Оба арестанта сошлись на мысли, что европейская революция 1848–1849 годов потерпела поражение только потому, что ее не мог возглавить человек, в ком бы соединились активность и твердость воли с критическим пониманием истории и современности. Вождем революции мог бы стать только «величайший философ духа и подлиннейший пролетарий». По свидетельству другого немецкого заключенного революционера, Бакунин вообще считался в тюрьме самым опасным из всех арестантов, и ему даже приписывались «сверхчеловеческие силы». Несмотря на внешнюю неприступность крепости Кенигштейн, охрана симпатизировала узникам, некоторые из солдат выражали даже готовность освободить революционеров или помочь им бежать.
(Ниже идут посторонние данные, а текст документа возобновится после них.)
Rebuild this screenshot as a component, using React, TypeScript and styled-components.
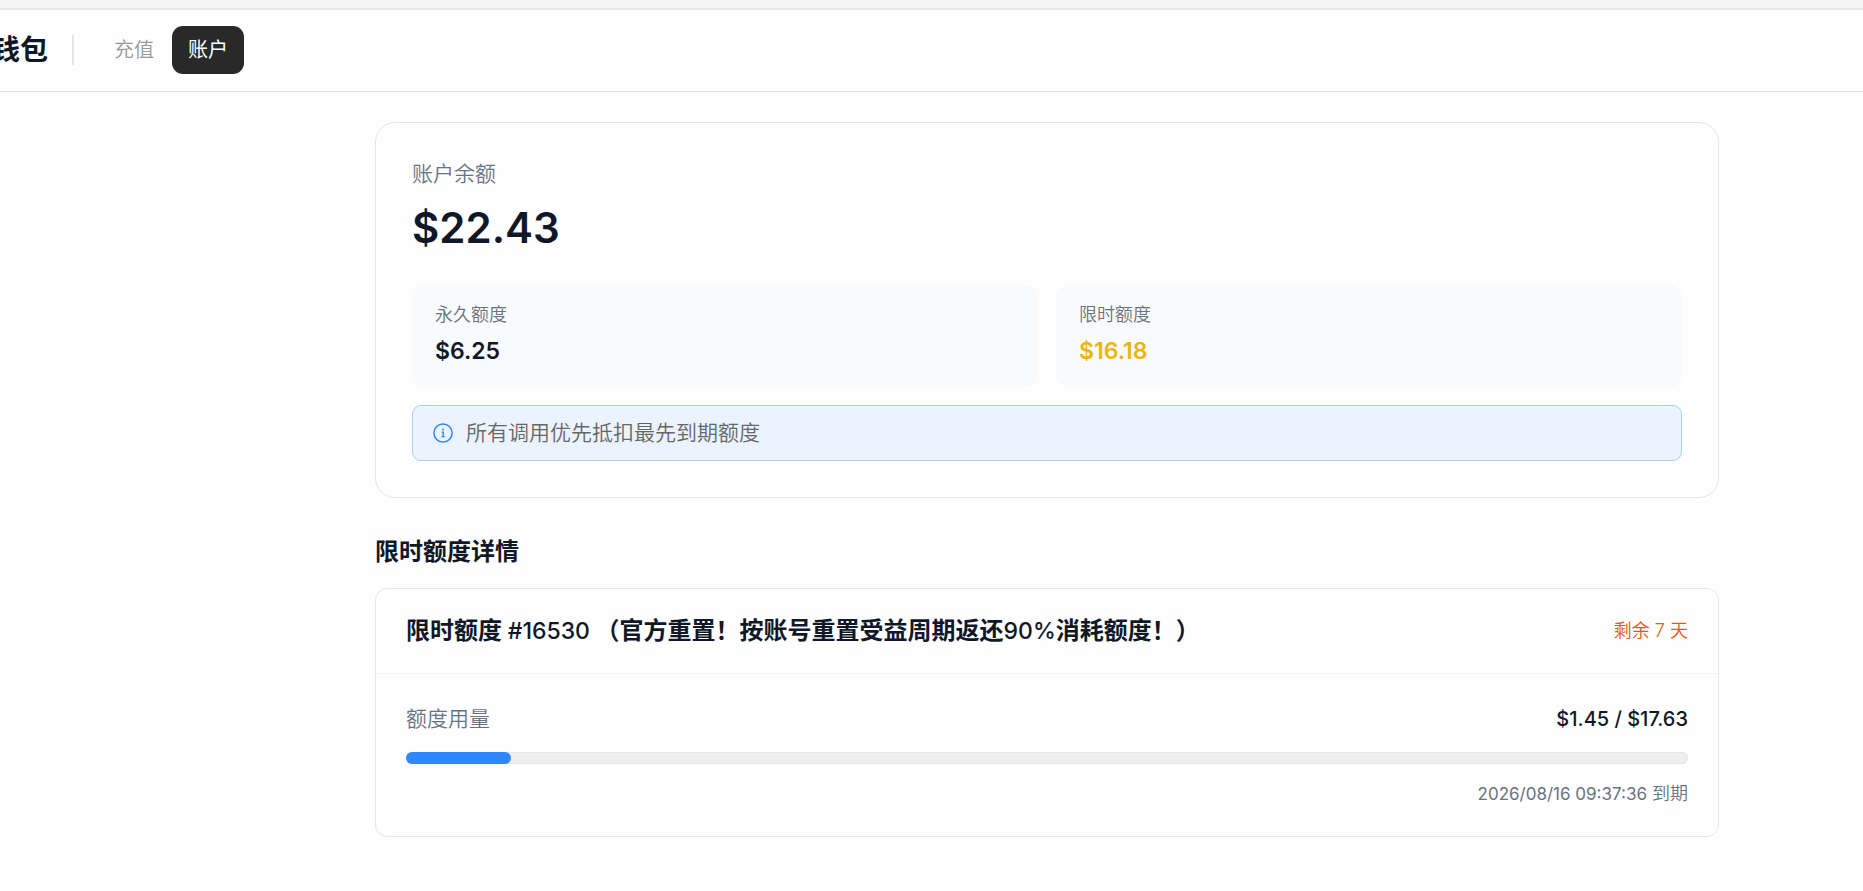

Настроение гарнизона не было секретом для начальства, поэтому вскоре караул поголовно заменили более надежными стражниками.
13
Готовясь к своей защите перед саксонским судом, Бакунин конкретизировал свой ответ: «Я — русский и сердечно люблю мое отечество, но вольность я люблю еще более, а любя вольность и ненавидя деспотизм, я ненавижу русское правительство, которое считаю злейшим врагом свободы, благосостояния и чести России».